1. Terrasson, [Jean] de l'Académie Françoise, de celle des Sciences, &c. né à Lyon en 1670, mort à Paris en 1750.

Madame de Lassey disoit de lui, qu'il n'y avoit qu'un homme de beaucoup d'esprit qui pût être d'une pareille imbécillité. L'Abbé Terrasson avoit beaucoup d'esprit, en effet, mais il l'appliqua aussi mal en littérature qu'en finances. Il prit parti dans le Systême de Law, qu'il démontra inébranlable justement la veille de sa chute ; il entra dans la dispute des Anciens & des Modernes, & sa Dissertation contre l'Iliade d'Homere, ne vaut pas mieux que sa Démonstration. Son Roman de Séthos a le malheur d'être ennuyeux ; mais on y trouve des morceaux dignes de l'Auteur du Télémaque. Sa Traduction de l'Histoire universelle de Diodore de Sicile, est estimée & mérite de l'être.

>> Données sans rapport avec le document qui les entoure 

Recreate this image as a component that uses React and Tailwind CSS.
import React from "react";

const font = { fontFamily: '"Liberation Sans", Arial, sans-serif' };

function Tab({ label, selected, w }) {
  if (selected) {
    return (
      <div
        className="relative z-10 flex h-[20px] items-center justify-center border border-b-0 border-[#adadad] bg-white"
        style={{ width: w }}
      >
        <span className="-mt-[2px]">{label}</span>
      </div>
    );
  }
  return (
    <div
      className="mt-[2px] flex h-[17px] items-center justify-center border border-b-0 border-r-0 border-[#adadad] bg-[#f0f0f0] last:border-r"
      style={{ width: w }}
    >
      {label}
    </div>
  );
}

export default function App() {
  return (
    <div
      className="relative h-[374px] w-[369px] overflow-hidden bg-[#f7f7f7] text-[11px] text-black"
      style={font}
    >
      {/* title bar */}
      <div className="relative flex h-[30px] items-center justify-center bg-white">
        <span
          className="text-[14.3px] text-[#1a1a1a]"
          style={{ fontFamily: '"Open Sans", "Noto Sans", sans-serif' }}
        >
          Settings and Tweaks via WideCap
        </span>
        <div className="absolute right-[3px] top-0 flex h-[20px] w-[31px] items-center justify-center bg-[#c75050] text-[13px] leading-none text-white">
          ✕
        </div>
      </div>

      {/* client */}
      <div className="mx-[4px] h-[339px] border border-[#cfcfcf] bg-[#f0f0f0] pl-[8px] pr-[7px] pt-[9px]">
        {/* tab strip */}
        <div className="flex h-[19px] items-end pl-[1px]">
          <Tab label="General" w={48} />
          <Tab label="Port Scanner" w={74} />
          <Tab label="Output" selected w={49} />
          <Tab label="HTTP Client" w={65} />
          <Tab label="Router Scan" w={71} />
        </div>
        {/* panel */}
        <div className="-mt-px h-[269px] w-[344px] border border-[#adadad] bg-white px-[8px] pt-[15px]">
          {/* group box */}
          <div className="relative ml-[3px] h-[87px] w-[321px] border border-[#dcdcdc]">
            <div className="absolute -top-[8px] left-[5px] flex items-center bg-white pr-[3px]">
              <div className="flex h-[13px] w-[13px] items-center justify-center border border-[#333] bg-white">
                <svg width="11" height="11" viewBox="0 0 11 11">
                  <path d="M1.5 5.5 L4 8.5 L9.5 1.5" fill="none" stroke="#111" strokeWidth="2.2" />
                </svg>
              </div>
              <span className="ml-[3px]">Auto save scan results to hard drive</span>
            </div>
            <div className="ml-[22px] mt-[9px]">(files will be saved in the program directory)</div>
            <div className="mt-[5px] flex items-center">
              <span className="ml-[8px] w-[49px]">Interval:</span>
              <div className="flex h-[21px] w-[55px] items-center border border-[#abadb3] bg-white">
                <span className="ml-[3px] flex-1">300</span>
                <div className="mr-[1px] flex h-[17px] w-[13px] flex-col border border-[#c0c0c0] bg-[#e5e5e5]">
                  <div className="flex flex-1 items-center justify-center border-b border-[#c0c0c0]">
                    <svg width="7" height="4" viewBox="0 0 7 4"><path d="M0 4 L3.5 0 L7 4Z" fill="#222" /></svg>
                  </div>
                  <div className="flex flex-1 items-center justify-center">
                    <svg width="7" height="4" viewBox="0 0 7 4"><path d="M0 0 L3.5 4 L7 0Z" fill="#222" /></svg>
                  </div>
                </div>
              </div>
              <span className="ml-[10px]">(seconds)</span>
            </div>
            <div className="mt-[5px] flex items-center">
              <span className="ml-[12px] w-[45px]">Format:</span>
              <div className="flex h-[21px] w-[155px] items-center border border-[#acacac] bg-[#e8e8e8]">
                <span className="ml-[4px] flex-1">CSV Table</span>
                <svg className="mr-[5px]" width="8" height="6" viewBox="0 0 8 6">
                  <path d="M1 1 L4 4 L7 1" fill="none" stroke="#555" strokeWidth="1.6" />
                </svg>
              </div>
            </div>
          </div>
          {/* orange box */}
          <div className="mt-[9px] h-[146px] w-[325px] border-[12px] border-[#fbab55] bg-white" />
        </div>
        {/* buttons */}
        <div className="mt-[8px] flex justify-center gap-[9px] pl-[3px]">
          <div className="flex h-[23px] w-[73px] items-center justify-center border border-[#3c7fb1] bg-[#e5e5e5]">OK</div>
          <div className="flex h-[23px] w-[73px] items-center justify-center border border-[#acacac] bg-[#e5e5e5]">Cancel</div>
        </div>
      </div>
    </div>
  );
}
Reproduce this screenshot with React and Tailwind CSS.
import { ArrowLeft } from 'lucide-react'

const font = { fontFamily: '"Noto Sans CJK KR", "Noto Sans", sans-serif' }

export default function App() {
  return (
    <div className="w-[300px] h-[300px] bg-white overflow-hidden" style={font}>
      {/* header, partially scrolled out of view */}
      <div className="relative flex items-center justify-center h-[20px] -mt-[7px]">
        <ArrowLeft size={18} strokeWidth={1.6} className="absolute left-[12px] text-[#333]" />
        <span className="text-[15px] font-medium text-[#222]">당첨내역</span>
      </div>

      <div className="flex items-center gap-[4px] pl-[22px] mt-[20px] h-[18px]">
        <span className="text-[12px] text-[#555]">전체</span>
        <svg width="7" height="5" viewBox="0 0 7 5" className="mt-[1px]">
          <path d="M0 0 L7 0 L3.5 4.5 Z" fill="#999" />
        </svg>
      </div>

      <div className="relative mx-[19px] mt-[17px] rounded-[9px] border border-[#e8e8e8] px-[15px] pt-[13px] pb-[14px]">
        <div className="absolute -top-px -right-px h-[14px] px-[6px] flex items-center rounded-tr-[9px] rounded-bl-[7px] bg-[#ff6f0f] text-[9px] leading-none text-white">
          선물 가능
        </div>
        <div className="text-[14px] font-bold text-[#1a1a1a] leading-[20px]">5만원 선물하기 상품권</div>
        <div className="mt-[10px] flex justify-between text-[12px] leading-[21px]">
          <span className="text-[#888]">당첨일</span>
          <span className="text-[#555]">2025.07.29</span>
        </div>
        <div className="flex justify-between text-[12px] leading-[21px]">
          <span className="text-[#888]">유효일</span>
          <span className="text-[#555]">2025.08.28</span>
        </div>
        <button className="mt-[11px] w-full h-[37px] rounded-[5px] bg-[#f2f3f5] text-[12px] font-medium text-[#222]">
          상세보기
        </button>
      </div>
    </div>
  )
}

La trempe d'ame de l'Abbé Terrasson ressembloit à celle de son esprit, c'est-à-dire qu'elle étoit pleine d'élévation & de simplicité. C'étoit une espece de Lafontaine dans le commerce de la vie. On lui demandoit un jour ce qu'il pensoit d'une Harangue qu'il devoit prononcer : Elle est bonne , dit-il avec plus d'ingénuité que d'orgueil ; je dis très-bonne, tout le monde ne la jugera pas ainsi, mais je m'en inquiete peu. Combien d'Auteurs en ont dit autant de leurs Ouvrages, sans être aussi excusables que lui ? A l'égard de son opulence, il disoit : Je réponds de moi jusqu'à un million. Il la vit s'evanouir en un moment avec la même tranquillité qu'il l'avoit acquise ; & lorsqu'il se trouva réduit au simple nécessaire : Me voilà tiré d'affaire , dit-il ; je revivrai de peu, cela m'est plus commode .

Le même caractere se soutint jusqu'au dernier moment de sa vie. Dans ses derniers jours, il évaluoit en riant le dépérissement des facultés de son ame. Je calculois ce matin , disoit-il un jour à M. Falconet, son ami, que j'ai perdu les quatre cinquiemes de ce que je pouvois avoir de lumieres acquises. Si cela continue, il ne me restera seulement pas la réponse que fit, au moment de mourir, ce bon M. de Lagny, à notre illustre Confrere Maupertuis.

Ce bon M. de Lagny ne s'étoit occupé toute sa vie que de calcul : étant à l'extrémité, sa famille qui l'entouroit, n'en put tirer une seule parole. M. de Maupertuis promit de le faire parler M. de Lagny, lui cria-t-il, le quarré de douze ? Cent quarante-quatre, répondit le mourant. Il expira un instant après.